Abisola Fagbiye is a Customer Experience Strategist and Microsoft 365 Productivity Consultant with a Professional Diploma in CX from The CX Academy, Ireland. A WiCX member, she transforms how businesses connect with customers, turning interactions into drivers of loyalty and growth.

Executive Contributor Abisola Fagbiye

Customers appreciate it when you remember their preferences and try to anticipate what they might need. However, if your knowledge feels invasive rather than helpful, it can cross a line. Finding that delicate balance between respecting privacy and being attentive is key, it can either foster loyalty or cause customers to lose trust. Many companies only realise which side they're on after they've lost some customers, so it's important to stay mindful of this balance.


A smiling salesperson shows a tablet to a customer in a warmly lit store. Customer wears a blue cap. Modern decor with wood accents.

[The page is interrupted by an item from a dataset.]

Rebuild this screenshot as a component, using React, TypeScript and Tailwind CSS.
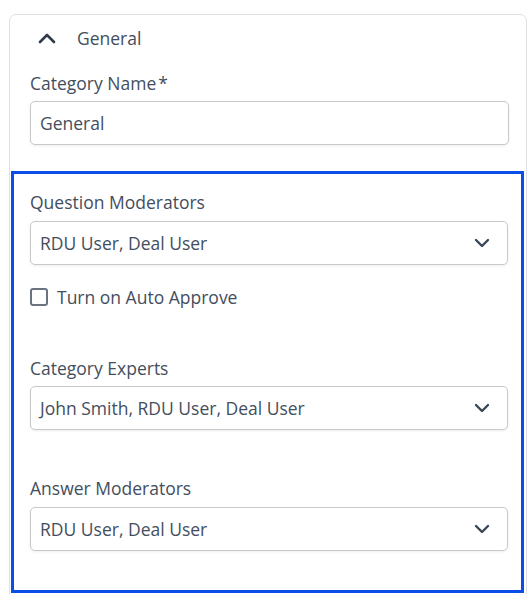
import React from "react";

function ChevronDown() {
  return (
    <svg width="16" height="10" viewBox="0 0 16 10" fill="none" className="shrink-0">
      <path d="M2 2l6 6 6-6" stroke="#3a4656" strokeWidth="2.4" strokeLinecap="round" strokeLinejoin="round" />
    </svg>
  );
}

function ChevronUp() {
  return (
    <svg width="18" height="12" viewBox="0 0 18 12" fill="none" className="shrink-0">
      <path d="M2 10l7-7 7 7" stroke="#2f3b4b" strokeWidth="2.6" strokeLinecap="round" strokeLinejoin="round" />
    </svg>
  );
}

function SelectField({ label, value, labelGap }: { label: string; value: string; labelGap: string }) {
  return (
    <div className="flex flex-col">
      <label className={"leading-6 " + labelGap}>{label}</label>
      <div className="mr-[13px] flex h-11 items-center justify-between rounded-[5px] border border-[#c9c9c9] bg-white pl-[9px] pr-[17px] shadow-[0_1px_3px_rgba(0,0,0,0.07)]">
        <span>{value}</span>
        <ChevronDown />
      </div>
    </div>
  );
}

export default function App() {
  return (
    <div
      className="h-[594px] overflow-hidden bg-white pl-[9px] pr-px pt-[14px] text-[17.5px] text-[#434e5d]"
      style={{ fontFamily: '"Open Sans", "Noto Sans", sans-serif' }}
    >
      <div className="h-[620px] rounded-t-[7px] border border-[#dde1e5]">
        <div className="flex items-center pl-[28px] pt-[11px] leading-6">
          <ChevronUp />
          <span className="ml-[21px]">General</span>
        </div>

        <div className="mt-[21px] flex flex-col pl-[20px]">
          <label className="mb-[6px] leading-6">
            Category Name<span className="ml-[2px]">*</span>
          </label>
          <div className="mr-[17px] flex h-11 items-center rounded-[5px] border border-[#c9c9c9] bg-white pl-[9px] shadow-[0_1px_3px_rgba(0,0,0,0.07)]">
            General
          </div>
        </div>

        <div className="ml-px mr-[2px] mt-[26px] h-[422px] border-[3px] border-[#0a4de8] pl-[16px] pt-[16px]">
          <SelectField label="Question Moderators" value="RDU User, Deal User" labelGap="mb-[7px]" />

          <div className="mt-[20px] flex items-center leading-6">
            <span className="h-[18px] w-[18px] rounded-[3px] border-2 border-[#6b7280] bg-white" />
            <span className="ml-[9px]">Turn on Auto Approve</span>
          </div>

          <div className="mt-[47px]">
            <SelectField label="Category Experts" value="John Smith, RDU User, Deal User" labelGap="mb-[6px]" />
          </div>

          <div className="mt-[46px]">
            <SelectField label="Answer Moderators" value="RDU User, Deal User" labelGap="mb-[7px]" />
          </div>
        </div>
      </div>
    </div>
  );
}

Customers really want you to understand them better. They appreciate recommendations that align with their interests, messages that reflect their preferences, and experiences that genuinely seem crafted for their needs. It's also important to be mindful so they don't feel like you're monitoring them too closely. The key isn't about how much data you gather, but rather what you do with it. Research from Epsilon shows that 80% of customers are more inclined to buy from brands that offer personalised experiences. According to Accenture, consumers are likely to stop supporting brands that fail to personalise. Personalisation has moved from being a competitive edge to a necessary part of survival. And data from Boston Consulting Group show that companies that master personalisation often see significant revenue boosts compared to their competitors.

 

Most companies are failing


Research from Segment reveals that most companies think they're providing personalised experiences. Still, only 60% of customers feel the same way, highlighting the need to understand the gap between perceived and actual personalisation to keep customers engaged and satisfied.

 

Personalisation operates across dimensions


Content personalisation helps deliver information that genuinely connects with individual interests. When the articles, products, and offers customers see align with what they genuinely care about, rather than just promoting what the company wants, they feel more valued. Timing personalisation ensures we reach customers at the moments they're most open to engagement, while channel personalisation meets them in their preferred communication spaces. Recognising where each customer is in their journey allows us to tailor experiences accordingly. New customers may need a different approach compared to loyal supporters.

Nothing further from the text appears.